4 Comments

Oh, I love Emma Bovary because she's so sympathetic in her narcissism--she wants to be adored, and be lusted after, and lust herself, and lead a life of eternal pleasure, which is impossible but also a very natural and easy thing to want. And all the people around her are just as awful in their own silly little desires, which is comforting.

It's been ages since I read Anna Karenina but I remember Kostya's thoughts and doubts being treated as important and eventually reconcilable to goodness, while the spiritual quality of the women characters relies entirely upon their fidelity and nothing else. (The other men are all spiritual washouts, too, in fairness.) At least Emma lives in an equally fallen world. But I could have totally mischaracterized Anna Karenina out of reading it as a feminist student and interpreting too far in one certain way?

Expand full comment

Anna herself is the superior, in terms of cultivation and sensitivity, of any character in the book.
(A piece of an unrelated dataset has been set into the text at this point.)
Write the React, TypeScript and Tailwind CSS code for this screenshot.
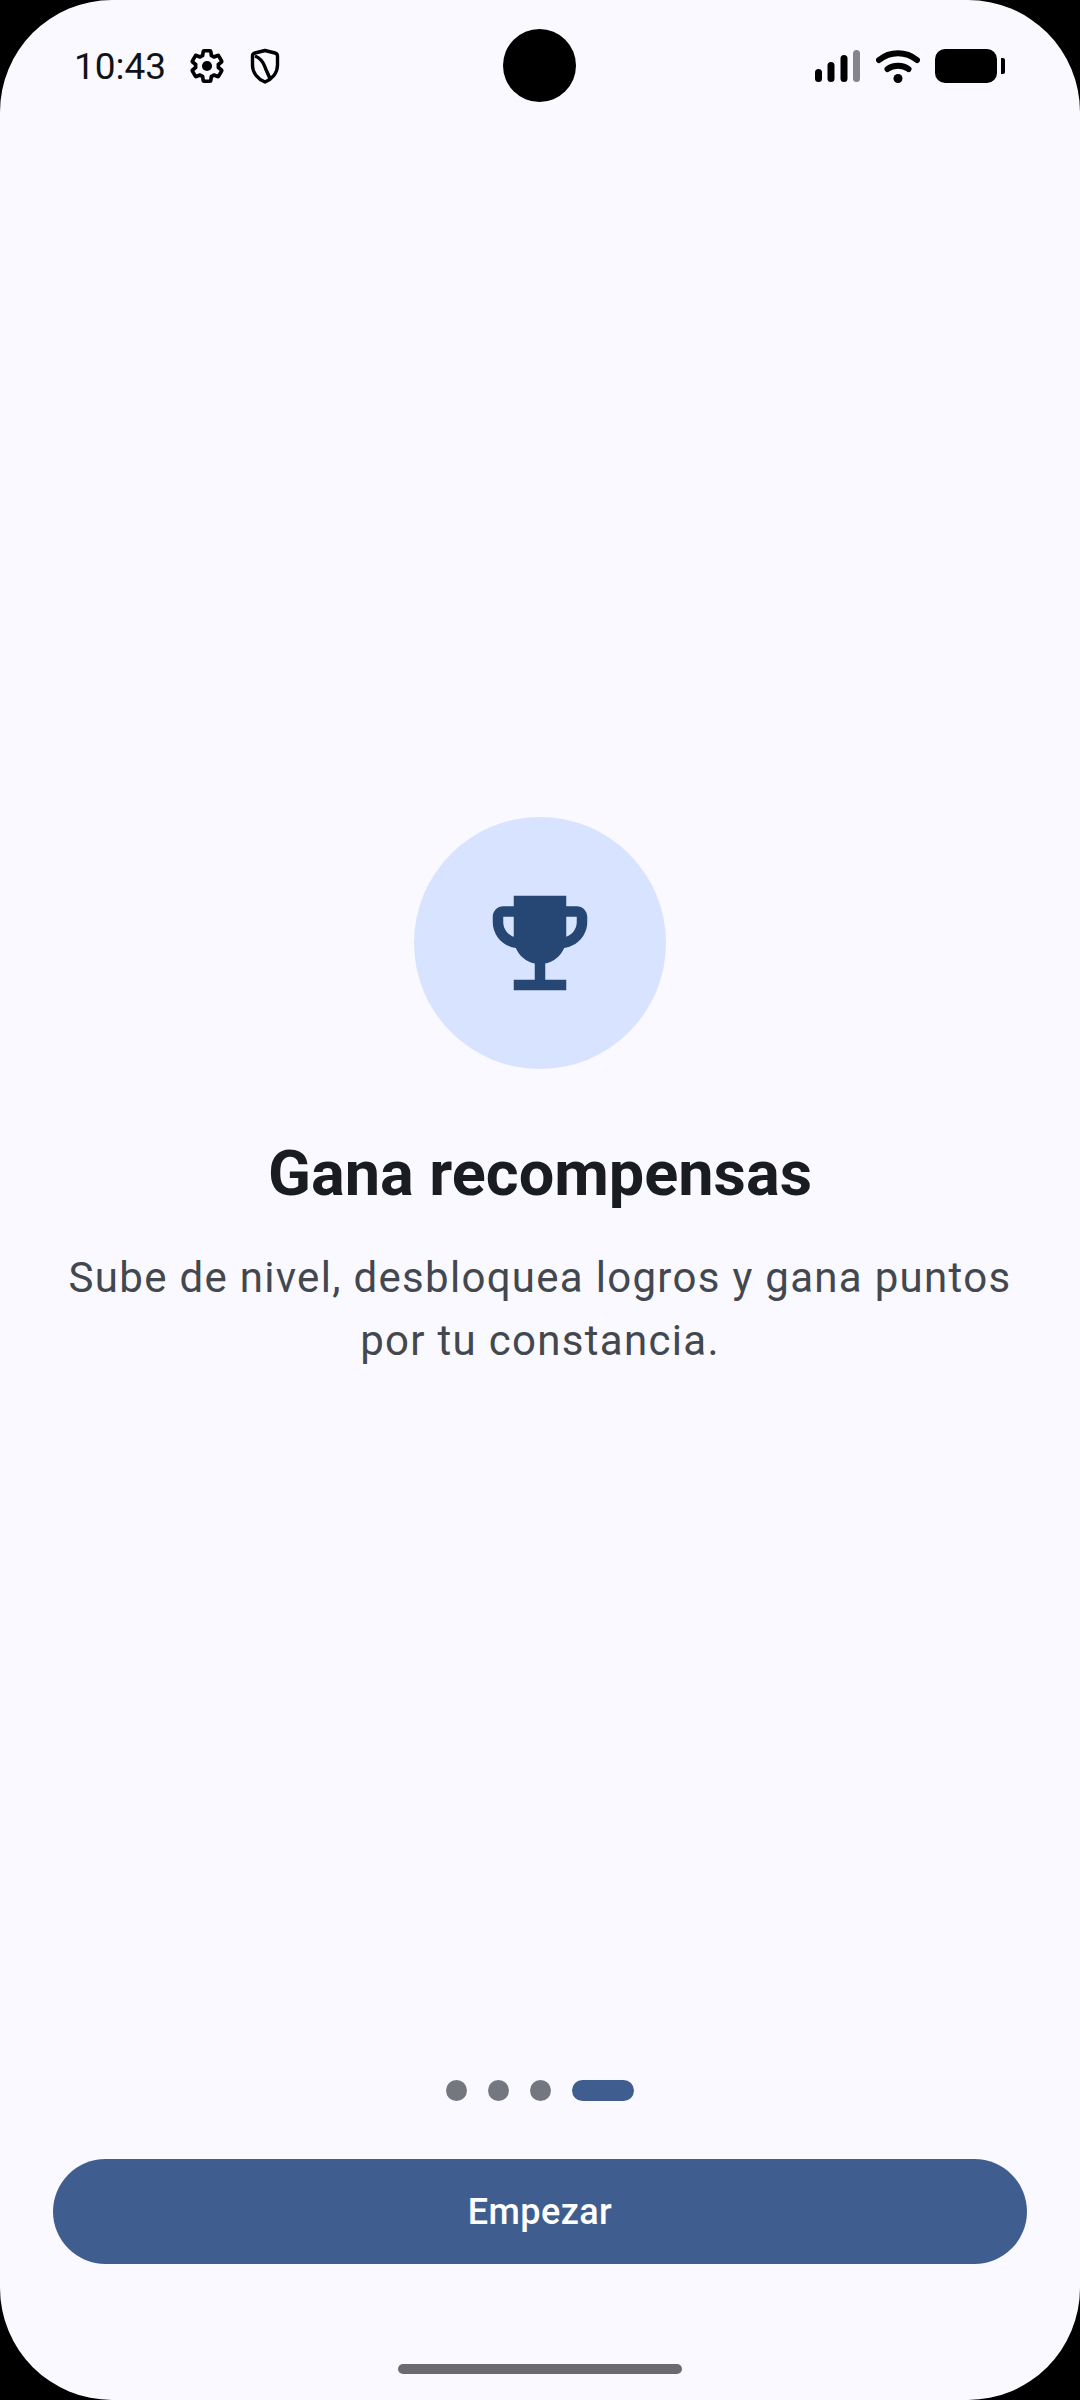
const dots = [0, 1, 2];

function GearIcon() {
  return (
    <svg viewBox="0 0 24 24" className="h-[38px] w-[38px]">
      <path
        fill="none"
        stroke="#000"
        strokeWidth="2.3"
        strokeLinejoin="round"
        d="M19.14 12.94c.04-.3.06-.61.06-.94 0-.32-.02-.64-.07-.94l2.03-1.58c.18-.14.23-.41.12-.61l-1.92-3.32c-.12-.22-.37-.29-.59-.22l-2.39.96c-.5-.38-1.03-.7-1.62-.94l-.36-2.54c-.04-.24-.24-.41-.48-.41h-3.84c-.24 0-.43.17-.47.41l-.36 2.54c-.59.24-1.13.57-1.62.94l-2.39-.96c-.22-.08-.47 0-.59.22L2.74 8.87c-.12.21-.08.47.12.61l2.03 1.58c-.05.3-.09.63-.09.94s.02.64.07.94l-2.03 1.58c-.18.14-.23.41-.12.61l1.92 3.32c.12.22.37.29.59.22l2.39-.96c.5.38 1.03.7 1.62.94l.36 2.54c.05.24.24.41.48.41h3.84c.24 0 .44-.17.47-.41l.36-2.54c.59-.24 1.13-.56 1.62-.94l2.39.96c.22.08.47 0 .59-.22l1.92-3.32c.12-.22.07-.47-.12-.61l-2.01-1.58z"
      />
      <circle cx="12" cy="12" r="3.2" fill="#000" />
    </svg>
  );
}

function ShieldIcon() {
  return (
    <svg viewBox="0 0 30 36" className="h-[36px] w-[30px]" fill="none" stroke="#000" strokeWidth="3.4">
      <path d="M15 2.5 L25 5 Q27.5 5.7 27.5 8 V17 C27.5 25 22 31 15 34 C8 31 2.5 25 2.5 17 V8 Q2.5 5.7 5 5 Z" strokeLinejoin="round" />
      <path d="M5 8 C10 10 13 13 15 19 C16.5 24 19 27 20 31" />
    </svg>
  );
}

function SignalIcon() {
  return (
    <svg viewBox="0 0 45 32" className="h-[32px] w-[45px]">
      <rect x="0" y="19" width="7" height="13" rx="3.5" fill="#000" />
      <rect x="12.5" y="12" width="7" height="20" rx="3.5" fill="#000" />
      <rect x="25.5" y="5" width="7" height="27" rx="3.5" fill="#000" />
      <rect x="38" y="0" width="7" height="32" rx="3.5" fill="#84858c" />
    </svg>
  );
}

function WifiIcon() {
  return (
    <svg viewBox="0 0 44 33" className="h-[33px] w-[44px]" fill="none" stroke="#000" strokeWidth="6" strokeLinecap="round">
      <path d="M3 10 C14 1 30 1 41 10" />
      <path d="M11.5 19 C17 14.5 27 14.5 32.5 19" />
      <circle cx="22" cy="28.5" r="4.5" fill="#000" stroke="none" />
    </svg>
  );
}

function BatteryIcon() {
  return (
    <div className="flex items-center gap-[4px]">
      <div className="h-[34px] w-[62px] rounded-[10px] bg-black" />
      <div className="h-[16px] w-[4px] rounded-r-[2px] bg-black" />
    </div>
  );
}

function TrophyIcon() {
  return (
    <svg viewBox="0 0 24 24" className="h-[126px] w-[126px]" fill="#264673">
      <path d="M19 5h-2V3H7v2H5c-1.1 0-2 .9-2 2v1c0 2.55 1.92 4.63 4.39 4.94.63 1.5 1.98 2.63 3.61 2.96V19H7v2h10v-2h-4v-3.1c1.63-.33 2.98-1.46 3.61-2.96C19.08 12.63 21 10.55 21 8V7c0-1.1-.9-2-2-2zM5 8V7h2v3.82C5.84 10.4 5 9.3 5 8zm14 0c0 1.3-.84 2.4-2 2.82V7h2v1z" />
    </svg>
  );
}

export default function App() {
  return (
    <div className="h-[2400px] w-[1080px] bg-black font-['Roboto',sans-serif]">
      <div className="relative flex h-full flex-col overflow-hidden rounded-[112px] bg-[#faf9ff]">
        {/* camera cutout */}
        <div className="absolute left-[503px] top-[29px] h-[73px] w-[73px] rounded-full bg-black" />

        {/* status bar */}
        <div className="flex h-[132px] shrink-0 items-center justify-between pl-[74px] pr-[75px]">
          <div className="flex items-center">
            <span className="text-[37px] leading-none text-[#111318]">10:43</span>
            <div className="ml-[22px]">
              <GearIcon />
            </div>
            <div className="ml-[24px]">
              <ShieldIcon />
            </div>
          </div>
          <div className="flex items-center gap-[15.5px]">
            <SignalIcon />
            <WifiIcon />
            <BatteryIcon />
          </div>
        </div>

        <div className="flex flex-1 flex-col items-center justify-center px-[53px] pb-[23px]">
          <div className="flex h-[252px] w-[252px] items-center justify-center rounded-full bg-[#d7e3ff]">
            <TrophyIcon />
          </div>
          <h1 className="mt-[63px] text-center text-[63px] font-bold leading-[84px] text-[#191c20]">Gana recompensas</h1>
          <p className="mt-[30px] text-center text-[42px] leading-[63px] tracking-[1.3px] text-[#43474e]">
            Sube de nivel, desbloquea logros y gana puntos
            <br />
            por tu constancia.
          </p>
        </div>

        <div className="flex shrink-0 items-center justify-center gap-[21px]">
          {dots.map((d) => (
            <div key={d} className="h-[21px] w-[21px] rounded-full bg-[#74777f]" />
          ))}
          <div className="h-[21px] w-[62px] rounded-full bg-[#3f5e8f]" />
        </div>

        <div className="mx-[53px] mt-[58px] flex h-[105px] shrink-0 items-center justify-center rounded-full bg-[#3f5e8f]">
          <span className="text-[36px] font-medium tracking-[0.4px] text-white">Empezar</span>
        </div>

        <div className="flex h-[136px] shrink-0 items-end justify-center pb-[26px]">
          <div className="h-[10px] w-[284px] rounded-full bg-[#6b6b6f]" />
        </div>
      </div>
    </div>
  );
}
And her life with Alexei really does seem empty and pitiable (and would be even more so after his spiritual conversion). Yes, I do not think Tolstoy believes Anna can live the life she is leading and be good, and he shows the ways she is tainted by it, but she has a pre-existing goodness and nobility that means there is something available for her to lose! I don't think her value is reducible to her fidelity: I think the Anna we see in the first book--serious, kind-hearted, helpful, not seduced by high society--is very similar to the Kostya we see at the end of the novel.

Expand full comment

It makes it harder to read, though. Here's a creature with wisdom and a soul (Emma has neither), damned in this life and the next. I just didn't have the energy at the time to care about Kostya's struggle when his was easier in ways he couldn't even comprehend.

That said, this is encouraging a reread to see if this was all college pretension on my part.

Expand full comment

Perhaps it;s just bc I'm non-Christian, but I never felt like either Anna or Kostya's eternal salvation was at issue! Certainly not in the way it was at issue in, say, Ivan Ilyich.